Leaving out every picture, quote the data below exactly as it appears.

>> START

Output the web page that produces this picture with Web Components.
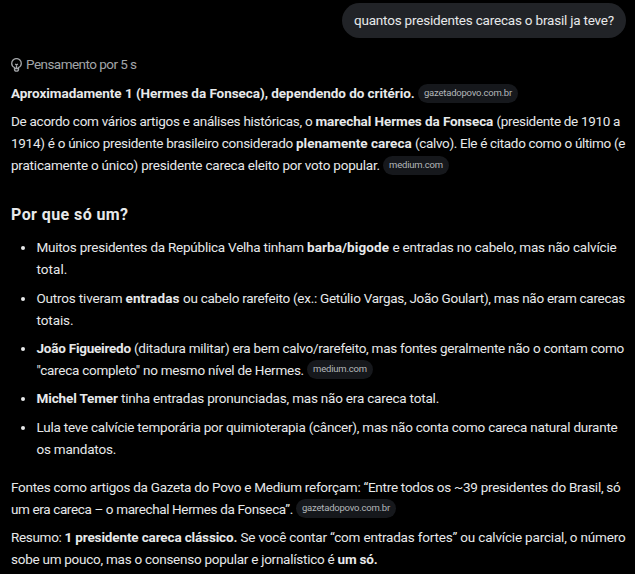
<!DOCTYPE html>
<html lang="pt-BR">
<head>
<meta charset="utf-8">
<title>Chat</title>
<style>
  body {
    margin: 0;
    height: 574px;
    overflow: hidden;
    background: #000;
    color: #e7e9ea;
    font: 13.5px/22px Roboto, "Liberation Sans", sans-serif;
  }
</style>
</head>
<body>
<chat-thread>
  <user-bubble><text-run width="260">quantos presidentes carecas o brasil ja teve?</text-run></user-bubble>
  <thought-row><text-run width="110.5">Pensamento por 5 s</text-run></thought-row>
  <answer-text><text-run bold width="407">Aproximadamente 1 (Hermes da Fonseca), dependendo do critério. </text-run><source-chip width="88">gazetadopovo.com.br</source-chip></answer-text>
  <answer-text><text-run width="304.5">De acordo com vários artigos e análises históricas, o </text-run><text-run bold width="181">marechal Hermes da Fonseca </text-run><text-run width="123.5">(presidente de 1910 a</text-run><br>
    <text-run width="285">1914) é o único presidente brasileiro considerado </text-run><text-run bold width="119">plenamente careca </text-run><text-run width="210">(calvo). Ele é citado como o último (e</text-run><br>
    <text-run width="372">praticamente o único) presidente careca eleito por voto popular. </text-run><source-chip width="54">medium.com</source-chip></answer-text>
  <answer-heading><text-run bold width="117.5">Por que só um?</text-run></answer-heading>
  <answer-list>
    <answer-item><text-run width="270.5">Muitos presidentes da República Velha tinham </text-run><text-run bold width="85.5">barba/bigode </text-run><text-run width="224">e entradas no cabelo, mas não calvície</text-run><br>
      <text-run width="31">total.</text-run></answer-item>
    <answer-item><text-run width="89">Outros tiveram </text-run><text-run bold width="57.5">entradas </text-run><text-run width="442">ou cabelo rarefeito (ex.: Getúlio Vargas, João Goulart), mas não eram carecas</text-run><br>
      <text-run width="37">totais.</text-run></answer-item>
    <answer-item><text-run bold width="97.5">João Figueiredo </text-run><text-run width="490">(ditadura militar) era bem calvo/rarefeito, mas fontes geralmente não o contam como</text-run><br>
      <text-run width="270.5">"careca completo" no mesmo nível de Hermes. </text-run><source-chip width="54">medium.com</source-chip></answer-item>
    <answer-item><text-run bold width="84.5">Michel Temer </text-run><text-run width="318">tinha entradas pronunciadas, mas não era careca total.</text-run></answer-item>
    <answer-item><text-run width="581">Lula teve calvície temporária por quimioterapia (câncer), mas não conta como careca natural durante</text-run><br>
      <text-run width="79.5">os mandatos.</text-run></answer-item>
  </answer-list>
  <answer-text><text-run width="609.5">Fontes como artigos da Gazeta do Povo e Medium reforçam: “Entre todos os ~39 presidentes do Brasil, só</text-run><br>
    <text-run width="285">um era careca – o marechal Hermes da Fonseca”. </text-run><source-chip width="88">gazetadopovo.com.br</source-chip></answer-text>
  <answer-text><text-run width="53.5">Resumo: </text-run><text-run bold width="176">1 presidente careca clássico. </text-run><text-run width="385">Se você contar “com entradas fortes” ou calvície parcial, o número</text-run><br>
    <text-run width="326.5">sobe um pouco, mas o consenso popular e jornalístico é </text-run><text-run bold width="40">um só.</text-run></answer-text>
</chat-thread>

<script>
// Tracks the text so that it takes exactly `width` pixels
function fitText(el, width) {
  const count = [...el.textContent].length;
  el.style.letterSpacing = '0px';
  const natural = el.getBoundingClientRect().width;
  el.style.letterSpacing = `${(width - natural) / count}px`;
}

class TextRun extends HTMLElement {
  constructor() {
    super();
    this.attachShadow({ mode: 'open' }).innerHTML = `
      <style>
        :host { white-space: pre; }
        :host([bold]) { font-weight: 700; }
      </style>
      <slot></slot>
    `.replace(/>\s+</g, '><').trim();
  }

  connectedCallback() {
    requestAnimationFrame(() => fitText(this, Number(this.getAttribute('width'))));
  }
}

class SourceChip extends HTMLElement {
  constructor() {
    super();
    this.attachShadow({ mode: 'open' }).innerHTML = `
      <style>
        :host {
          display: inline-block;
          height: 19px;
          box-sizing: border-box;
          padding: 0 6px;
          border-radius: 10px;
          background: #16181c;
          color: #b3b7ba;
          font-size: 9.5px;
          line-height: 17px;
          vertical-align: 2.5px;
          margin: -4px 0;
        }
      </style>
      <text-run width="${this.getAttribute('width')}"></text-run>
    `;
    this.shadowRoot.querySelector('text-run').textContent = this.textContent;
  }
}

class UserBubble extends HTMLElement {
  constructor() {
    super();
    this.attachShadow({ mode: 'open' }).innerHTML = `
      <style>
        :host {
          display: block;
          align-self: flex-end;
          box-sizing: border-box;
          height: 35px;
          padding: 6px 12px;
          border-radius: 18px;
          background: #212327;
        }
      </style>
      <slot></slot>
    `;
  }
}

class ThoughtRow extends HTMLElement {
  constructor() {
    super();
    this.attachShadow({ mode: 'open' }).innerHTML = `
      <style>
        :host {
          display: flex;
          align-items: center;
          gap: 4.5px;
          height: 22px;
          margin: 15px 0 1px -.5px;
          color: #a2a5a8;
        }
        svg { width: 11px; height: 14px; margin-top: 1px; }
      </style>
      <svg viewBox="0 0 11 14" fill="none" stroke="currentColor" stroke-width="1.3">
        <path d="M3.5 9.5C1.7 8.6.7 7.2.7 5.4a4.8 4.8 0 0 1 9.6 0c0 1.8-1 3.2-2.8 4.1v1.9c0 1.1-.8 1.8-2 1.8s-2-.7-2-1.8zM3.5 10.5h4M5.5 10V6.700M4.200 6l1.300 1.100L6.800 6"/>
      </svg>
      <slot></slot>
    `;
  }
}

class AnswerText extends HTMLElement {
  constructor() {
    super();
    this.attachShadow({ mode: 'open' }).innerHTML = `
      <style>
        :host { display: block; margin-top: 6px; white-space: nowrap; }
      </style>
      <slot></slot>
    `;
  }
}

class AnswerHeading extends HTMLElement {
  constructor() {
    super();
    this.attachShadow({ mode: 'open' }).innerHTML = `
      <style>
        :host { display: block; margin-top: 27px; font-size: 16px; line-height: 24px; }
      </style>
      <slot></slot>
    `;
  }
}

class AnswerList extends HTMLElement {
  constructor() {
    super();
    this.attachShadow({ mode: 'open' }).innerHTML = `
      <style>
        :host {
          display: flex;
          flex-direction: column;
          gap: 6.45px;
          margin: 9.1px 0 10.1px;
        }
      </style>
      <slot></slot>
    `;
  }
}

class AnswerItem extends HTMLElement {
  constructor() {
    super();
    this.attachShadow({ mode: 'open' }).innerHTML = `
      <style>
        :host { display: flex; white-space: nowrap; }
        i {
          flex: none;
          width: 4px;
          height: 4px;
          margin: 10px 11.5px 0 10px;
          border-radius: 50%;
          background: currentColor;
        }
      </style>
      <i></i>
      <div><slot></slot></div>
    `;
  }
}

class ChatThread extends HTMLElement {
  constructor() {
    super();
    this.attachShadow({ mode: 'open' }).innerHTML = `
      <style>
        :host {
          display: flex;
          flex-direction: column;
          padding: 3px 9px 0 11px;
        }
      </style>
      <slot></slot>
    `;
  }
}

customElements.define('text-run', TextRun);
customElements.define('source-chip', SourceChip);
customElements.define('user-bubble', UserBubble);
customElements.define('thought-row', ThoughtRow);
customElements.define('answer-text', AnswerText);
customElements.define('answer-heading', AnswerHeading);
customElements.define('answer-list', AnswerList);
customElements.define('answer-item', AnswerItem);
customElements.define('chat-thread', ChatThread);
</script>
</body>
</html>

>> END

* **ANSWER TO THIS EXERCISE**:
Output the web page that produces this picture with Web Components.
<!DOCTYPE html>
<html lang="pt-BR">
<head>
<meta charset="utf-8">
<title>Chat</title>
<style>
  body {
    margin: 0;
    height: 574px;
    overflow: hidden;
    background: #000;
    color: #e7e9ea;
    font: 13.5px/22px Roboto, "Liberation Sans", sans-serif;
  }
</style>
</head>
<body>
<chat-thread>
  <user-bubble><text-run width="260">quantos presidentes carecas o brasil ja teve?</text-run></user-bubble>
  <thought-row><text-run width="110.5">Pensamento por 5 s</text-run></thought-row>
  <answer-text><text-run bold width="407">Aproximadamente 1 (Hermes da Fonseca), dependendo do critério. </text-run><source-chip width="88">gazetadopovo.com.br</source-chip></answer-text>
  <answer-text><text-run width="304.5">De acordo com vários artigos e análises históricas, o </text-run><text-run bold width="181">marechal Hermes da Fonseca </text-run><text-run width="123.5">(presidente de 1910 a</text-run><br>
    <text-run width="285">1914) é o único presidente brasileiro considerado </text-run><text-run bold width="119">plenamente careca </text-run><text-run width="210">(calvo). Ele é citado como o último (e</text-run><br>
    <text-run width="372">praticamente o único) presidente careca eleito por voto popular. </text-run><source-chip width="54">medium.com</source-chip></answer-text>
  <answer-heading><text-run bold width="117.5">Por que só um?</text-run></answer-heading>
  <answer-list>
    <answer-item><text-run width="270.5">Muitos presidentes da República Velha tinham </text-run><text-run bold width="85.5">barba/bigode </text-run><text-run width="224">e entradas no cabelo, mas não calvície</text-run><br>
      <text-run width="31">total.</text-run></answer-item>
    <answer-item><text-run width="89">Outros tiveram </text-run><text-run bold width="57.5">entradas </text-run><text-run width="442">ou cabelo rarefeito (ex.: Getúlio Vargas, João Goulart), mas não eram carecas</text-run><br>
      <text-run width="37">totais.</text-run></answer-item>
    <answer-item><text-run bold width="97.5">João Figueiredo </text-run><text-run width="490">(ditadura militar) era bem calvo/rarefeito, mas fontes geralmente não o contam como</text-run><br>
      <text-run width="270.5">"careca completo" no mesmo nível de Hermes. </text-run><source-chip width="54">medium.com</source-chip></answer-item>
    <answer-item><text-run bold width="84.5">Michel Temer </text-run><text-run width="318">tinha entradas pronunciadas, mas não era careca total.</text-run></answer-item>
    <answer-item><text-run width="581">Lula teve calvície temporária por quimioterapia (câncer), mas não conta como careca natural durante</text-run><br>
      <text-run width="79.5">os mandatos.</text-run></answer-item>
  </answer-list>
  <answer-text><text-run width="609.5">Fontes como artigos da Gazeta do Povo e Medium reforçam: “Entre todos os ~39 presidentes do Brasil, só</text-run><br>
    <text-run width="285">um era careca – o marechal Hermes da Fonseca”. </text-run><source-chip width="88">gazetadopovo.com.br</source-chip></answer-text>
  <answer-text><text-run width="53.5">Resumo: </text-run><text-run bold width="176">1 presidente careca clássico. </text-run><text-run width="385">Se você contar “com entradas fortes” ou calvície parcial, o número</text-run><br>
    <text-run width="326.5">sobe um pouco, mas o consenso popular e jornalístico é </text-run><text-run bold width="40">um só.</text-run></answer-text>
</chat-thread>

<script>
// Tracks the text so that it takes exactly `width` pixels
function fitText(el, width) {
  const count = [...el.textContent].length;
  el.style.letterSpacing = '0px';
  const natural = el.getBoundingClientRect().width;
  el.style.letterSpacing = `${(width - natural) / count}px`;
}

class TextRun extends HTMLElement {
  constructor() {
    super();
    this.attachShadow({ mode: 'open' }).innerHTML = `
      <style>
        :host { white-space: pre; }
        :host([bold]) { font-weight: 700; }
      </style>
      <slot></slot>
    `.replace(/>\s+</g, '><').trim();
  }

  connectedCallback() {
    requestAnimationFrame(() => fitText(this, Number(this.getAttribute('width'))));
  }
}

class SourceChip extends HTMLElement {
  constructor() {
    super();
    this.attachShadow({ mode: 'open' }).innerHTML = `
      <style>
        :host {
          display: inline-block;
          height: 19px;
          box-sizing: border-box;
          padding: 0 6px;
          border-radius: 10px;
          background: #16181c;
          color: #b3b7ba;
          font-size: 9.5px;
          line-height: 17px;
          vertical-align: 2.5px;
          margin: -4px 0;
        }
      </style>
      <text-run width="${this.getAttribute('width')}"></text-run>
    `;
    this.shadowRoot.querySelector('text-run').textContent = this.textContent;
  }
}

class UserBubble extends HTMLElement {
  constructor() {
    super();
    this.attachShadow({ mode: 'open' }).innerHTML = `
      <style>
        :host {
          display: block;
          align-self: flex-end;
          box-sizing: border-box;
          height: 35px;
          padding: 6px 12px;
          border-radius: 18px;
          background: #212327;
        }
      </style>
      <slot></slot>
    `;
  }
}

class ThoughtRow extends HTMLElement {
  constructor() {
    super();
    this.attachShadow({ mode: 'open' }).innerHTML = `
      <style>
        :host {
          display: flex;
          align-items: center;
          gap: 4.5px;
          height: 22px;
          margin: 15px 0 1px -.5px;
          color: #a2a5a8;
        }
        svg { width: 11px; height: 14px; margin-top: 1px; }
      </style>
      <svg viewBox="0 0 11 14" fill="none" stroke="currentColor" stroke-width="1.3">
        <path d="M3.5 9.5C1.7 8.6.7 7.2.7 5.4a4.8 4.8 0 0 1 9.6 0c0 1.8-1 3.2-2.8 4.1v1.9c0 1.1-.8 1.8-2 1.8s-2-.7-2-1.8zM3.5 10.5h4M5.5 10V6.700M4.200 6l1.300 1.100L6.800 6"/>
      </svg>
      <slot></slot>
    `;
  }
}

class AnswerText extends HTMLElement {
  constructor() {
    super();
    this.attachShadow({ mode: 'open' }).innerHTML = `
      <style>
        :host { display: block; margin-top: 6px; white-space: nowrap; }
      </style>
      <slot></slot>
    `;
  }
}

class AnswerHeading extends HTMLElement {
  constructor() {
    super();
    this.attachShadow({ mode: 'open' }).innerHTML = `
      <style>
        :host { display: block; margin-top: 27px; font-size: 16px; line-height: 24px; }
      </style>
      <slot></slot>
    `;
  }
}

class AnswerList extends HTMLElement {
  constructor() {
    super();
    this.attachShadow({ mode: 'open' }).innerHTML = `
      <style>
        :host {
          display: flex;
          flex-direction: column;
          gap: 6.45px;
          margin: 9.1px 0 10.1px;
        }
      </style>
      <slot></slot>
    `;
  }
}

class AnswerItem extends HTMLElement {
  constructor() {
    super();
    this.attachShadow({ mode: 'open' }).innerHTML = `
      <style>
        :host { display: flex; white-space: nowrap; }
        i {
          flex: none;
          width: 4px;
          height: 4px;
          margin: 10px 11.5px 0 10px;
          border-radius: 50%;
          background: currentColor;
        }
      </style>
      <i></i>
      <div><slot></slot></div>
    `;
  }
}

class ChatThread extends HTMLElement {
  constructor() {
    super();
    this.attachShadow({ mode: 'open' }).innerHTML = `
      <style>
        :host {
          display: flex;
          flex-direction: column;
          padding: 3px 9px 0 11px;
        }
      </style>
      <slot></slot>
    `;
  }
}

customElements.define('text-run', TextRun);
customElements.define('source-chip', SourceChip);
customElements.define('user-bubble', UserBubble);
customElements.define('thought-row', ThoughtRow);
customElements.define('answer-text', AnswerText);
customElements.define('answer-heading', AnswerHeading);
customElements.define('answer-list', AnswerList);
customElements.define('answer-item', AnswerItem);
customElements.define('chat-thread', ChatThread);
</script>
</body>
</html>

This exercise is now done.